* **Aim of the task**:
Using the records provided below, locate and copy each line that contains the word "size".

* **Excerpted records**:
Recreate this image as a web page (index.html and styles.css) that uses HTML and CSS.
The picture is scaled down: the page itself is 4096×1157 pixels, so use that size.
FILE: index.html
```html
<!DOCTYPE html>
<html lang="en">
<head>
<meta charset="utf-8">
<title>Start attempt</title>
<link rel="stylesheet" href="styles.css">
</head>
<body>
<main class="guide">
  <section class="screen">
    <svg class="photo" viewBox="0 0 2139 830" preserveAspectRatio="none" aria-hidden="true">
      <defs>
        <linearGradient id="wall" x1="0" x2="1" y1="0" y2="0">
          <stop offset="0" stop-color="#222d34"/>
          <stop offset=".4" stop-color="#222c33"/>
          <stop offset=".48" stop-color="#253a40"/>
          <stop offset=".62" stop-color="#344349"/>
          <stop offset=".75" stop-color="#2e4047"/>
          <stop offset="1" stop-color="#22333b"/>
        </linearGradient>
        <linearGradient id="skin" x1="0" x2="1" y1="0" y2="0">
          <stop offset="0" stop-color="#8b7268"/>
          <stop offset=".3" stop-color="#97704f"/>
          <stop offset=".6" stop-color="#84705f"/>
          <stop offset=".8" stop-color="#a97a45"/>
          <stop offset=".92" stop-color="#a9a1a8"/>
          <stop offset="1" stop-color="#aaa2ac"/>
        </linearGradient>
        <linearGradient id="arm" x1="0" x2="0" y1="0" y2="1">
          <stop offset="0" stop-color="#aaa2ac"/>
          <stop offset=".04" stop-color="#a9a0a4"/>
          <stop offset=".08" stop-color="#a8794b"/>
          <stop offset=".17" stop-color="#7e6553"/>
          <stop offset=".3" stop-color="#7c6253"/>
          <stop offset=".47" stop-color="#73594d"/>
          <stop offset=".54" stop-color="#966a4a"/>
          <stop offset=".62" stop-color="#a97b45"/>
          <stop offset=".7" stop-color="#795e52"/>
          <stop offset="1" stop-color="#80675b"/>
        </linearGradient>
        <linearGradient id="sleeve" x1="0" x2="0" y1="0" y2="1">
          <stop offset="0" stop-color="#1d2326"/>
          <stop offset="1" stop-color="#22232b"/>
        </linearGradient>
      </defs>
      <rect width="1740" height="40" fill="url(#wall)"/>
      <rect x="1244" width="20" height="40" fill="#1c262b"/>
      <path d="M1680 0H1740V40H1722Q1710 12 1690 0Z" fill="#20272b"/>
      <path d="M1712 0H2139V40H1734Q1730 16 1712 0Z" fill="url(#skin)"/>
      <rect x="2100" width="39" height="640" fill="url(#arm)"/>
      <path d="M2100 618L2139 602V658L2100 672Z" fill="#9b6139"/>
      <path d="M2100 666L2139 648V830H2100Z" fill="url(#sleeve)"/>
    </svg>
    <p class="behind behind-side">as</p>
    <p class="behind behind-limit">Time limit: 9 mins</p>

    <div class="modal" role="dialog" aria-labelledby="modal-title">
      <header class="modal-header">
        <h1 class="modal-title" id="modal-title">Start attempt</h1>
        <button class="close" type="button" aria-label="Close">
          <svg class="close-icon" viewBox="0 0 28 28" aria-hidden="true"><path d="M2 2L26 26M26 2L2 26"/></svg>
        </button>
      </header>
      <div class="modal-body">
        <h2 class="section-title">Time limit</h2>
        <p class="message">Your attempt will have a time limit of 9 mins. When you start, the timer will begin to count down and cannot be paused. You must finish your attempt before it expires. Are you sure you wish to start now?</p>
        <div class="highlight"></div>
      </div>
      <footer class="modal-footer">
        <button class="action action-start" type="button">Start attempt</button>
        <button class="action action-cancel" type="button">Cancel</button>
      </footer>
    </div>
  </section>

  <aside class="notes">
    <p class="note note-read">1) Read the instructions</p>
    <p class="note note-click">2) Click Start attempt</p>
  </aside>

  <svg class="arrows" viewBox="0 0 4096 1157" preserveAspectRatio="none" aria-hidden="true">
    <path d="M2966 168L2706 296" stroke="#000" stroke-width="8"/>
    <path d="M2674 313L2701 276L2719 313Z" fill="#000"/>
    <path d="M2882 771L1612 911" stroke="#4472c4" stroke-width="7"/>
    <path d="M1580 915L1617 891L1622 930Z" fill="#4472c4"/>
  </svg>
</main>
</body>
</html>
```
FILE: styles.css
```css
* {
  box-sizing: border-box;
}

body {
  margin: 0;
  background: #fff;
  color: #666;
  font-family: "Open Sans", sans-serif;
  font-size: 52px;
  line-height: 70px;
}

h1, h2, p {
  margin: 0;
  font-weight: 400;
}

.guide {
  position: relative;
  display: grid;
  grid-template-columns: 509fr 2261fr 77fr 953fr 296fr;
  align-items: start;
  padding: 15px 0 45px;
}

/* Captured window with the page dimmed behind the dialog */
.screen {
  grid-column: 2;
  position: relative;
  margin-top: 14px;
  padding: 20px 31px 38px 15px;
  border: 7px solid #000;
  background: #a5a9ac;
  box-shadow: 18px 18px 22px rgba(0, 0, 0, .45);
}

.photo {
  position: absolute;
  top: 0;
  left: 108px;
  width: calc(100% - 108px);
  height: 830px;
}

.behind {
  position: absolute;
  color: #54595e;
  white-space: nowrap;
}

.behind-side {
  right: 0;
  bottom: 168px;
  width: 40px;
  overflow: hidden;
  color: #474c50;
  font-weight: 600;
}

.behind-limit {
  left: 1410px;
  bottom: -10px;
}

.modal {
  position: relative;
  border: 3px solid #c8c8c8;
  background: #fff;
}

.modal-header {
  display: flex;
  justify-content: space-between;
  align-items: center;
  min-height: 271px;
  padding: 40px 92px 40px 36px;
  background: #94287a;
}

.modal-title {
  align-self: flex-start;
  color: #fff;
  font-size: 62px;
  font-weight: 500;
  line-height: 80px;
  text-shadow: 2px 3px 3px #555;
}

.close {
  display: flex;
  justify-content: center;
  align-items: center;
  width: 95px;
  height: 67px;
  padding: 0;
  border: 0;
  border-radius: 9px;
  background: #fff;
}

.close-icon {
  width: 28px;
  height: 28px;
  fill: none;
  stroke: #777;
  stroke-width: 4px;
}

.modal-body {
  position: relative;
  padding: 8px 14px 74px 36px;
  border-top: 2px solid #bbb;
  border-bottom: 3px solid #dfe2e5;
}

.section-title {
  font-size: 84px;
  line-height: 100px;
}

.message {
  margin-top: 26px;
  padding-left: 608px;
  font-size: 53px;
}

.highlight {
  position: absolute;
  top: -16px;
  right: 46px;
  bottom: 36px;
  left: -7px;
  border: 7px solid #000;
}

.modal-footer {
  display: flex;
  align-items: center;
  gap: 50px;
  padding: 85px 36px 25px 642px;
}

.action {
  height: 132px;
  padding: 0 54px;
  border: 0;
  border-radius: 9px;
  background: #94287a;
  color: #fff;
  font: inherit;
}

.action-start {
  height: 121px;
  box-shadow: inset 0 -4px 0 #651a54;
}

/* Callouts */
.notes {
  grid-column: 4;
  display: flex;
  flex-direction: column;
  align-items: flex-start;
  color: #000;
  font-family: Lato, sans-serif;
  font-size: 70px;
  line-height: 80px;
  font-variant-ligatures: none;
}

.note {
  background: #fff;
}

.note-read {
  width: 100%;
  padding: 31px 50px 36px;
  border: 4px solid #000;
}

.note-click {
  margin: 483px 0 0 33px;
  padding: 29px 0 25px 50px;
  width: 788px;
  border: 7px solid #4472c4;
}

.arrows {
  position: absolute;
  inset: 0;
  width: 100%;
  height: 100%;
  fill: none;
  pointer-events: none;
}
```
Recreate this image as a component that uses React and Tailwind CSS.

* **The reply**:
The picture is scaled down: the page itself is 4096×1157 pixels, so use that size.
  font-size: 52px;
  font-size: 62px;
  font-size: 84px;
  font-size: 53px;
  font-size: 70px;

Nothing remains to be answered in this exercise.